People are not generally deceived by naked evil but they can easily be deceived by a false good especially if they lack discernment and allow empathy to descend into a sentimentality in which feelings take priority over facts.

It is very true that what gives a human being its dignity and worth is the fact that it can become greater than the mere human.

Bruce Charlton said...

I was a humanist for most of my life; but in me (as generally) it tended constantly to devolve from a concern with the well-being ('flourishing' was a buzz word, stolen from Aristotle) of 'humanity' to a concern with myself.

Because there was no basis for being concerned with humanity - which I only knew about through unreliable secondhand sources, and anyway who can be sure what people really think? Who can balance one person's well-being with or against another's?

Humanists, as a group, seem to support whatever makes people happy over the short term - sexual revolution, abortion, euthanasia; and secondarily the label serves as a kind of elite club for intellectuals of a certain type - leftist, but with a libertarian flavour.

The lesson I *eventually* drew (took several decades...) was the same as you describe. If you cut-off humanity and make that detached abstraction your priority, it becomes incoherent - hence easily twisted to expedience, and manipulated.

William Wildblood said...

I wrote this post as if one could logically work out the incoherence of humanism and probably you can but really it comes down in the end as usual to intuition. An intellectual grasp is never enough.

The other thing is that individuality, freedom, love and the good are all deformed if one denies their spiritual background. You may accept them but they become qualitatively different and vastly inferior things.

Adil said...

I'm glad you keep pushing at this issue, since the only way to address it healthily is from a higher spiritual perspective. The problem with the nihilism that undergirds humanism is that it reverses the healthy religious sense of eternity, and therefore not becoming too preoccupied with this life, to a spiritually sick attitude which projects the permanency of Being onto becoming, and then tries to hold on to it. Therefore, it is a form of running away from God, but instead weaving the spiderweb of Satan. I believe Satan is still building hell, and the battle is between those who want to drag this earth down lower in a state of suspension, and those who want to 'release' it to heaven by giving themselves to God. You can only save the world by dying to it. Kali Yuga ends when you want it to.

William Wildblood said...

Great comment, Adil. The trouble is people simply don't think through their assumptions about life to their conclusions which is for the atheist, the materialist and the humanist that nothing means anything.
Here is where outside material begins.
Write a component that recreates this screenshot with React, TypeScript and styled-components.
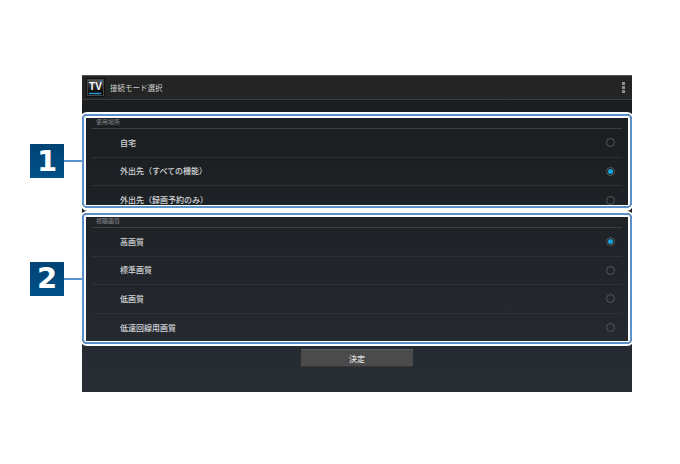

There's a gaping void underneath it all which you just can't cover up forever though my goodness we try.

Adil said...

Yes, I mean it's impossible to build a long lasting society like that. That's why such views are fundamentally individualistic. While materialism is true at one ontological level, it by no means accounts for the full picture. It seems in our age life has become a social question rather than a spiritual concern. If there is no meaning beyond the human gaze perhaps that is a logical conclusion. We all just happen to be on an existential holiday on a giant rock floating through space.

Christopher Berc Yeniver said...

Ideas and thinking and ideologies are the safeboxes where men believe they can store bits and pieces of their lives while excusing themselves from ever participating in life. To a man who can not laugh at his own shame, life will forever be out of reach. One needs to bear the humor in suffering the fear of not braving the ends for new beginnings.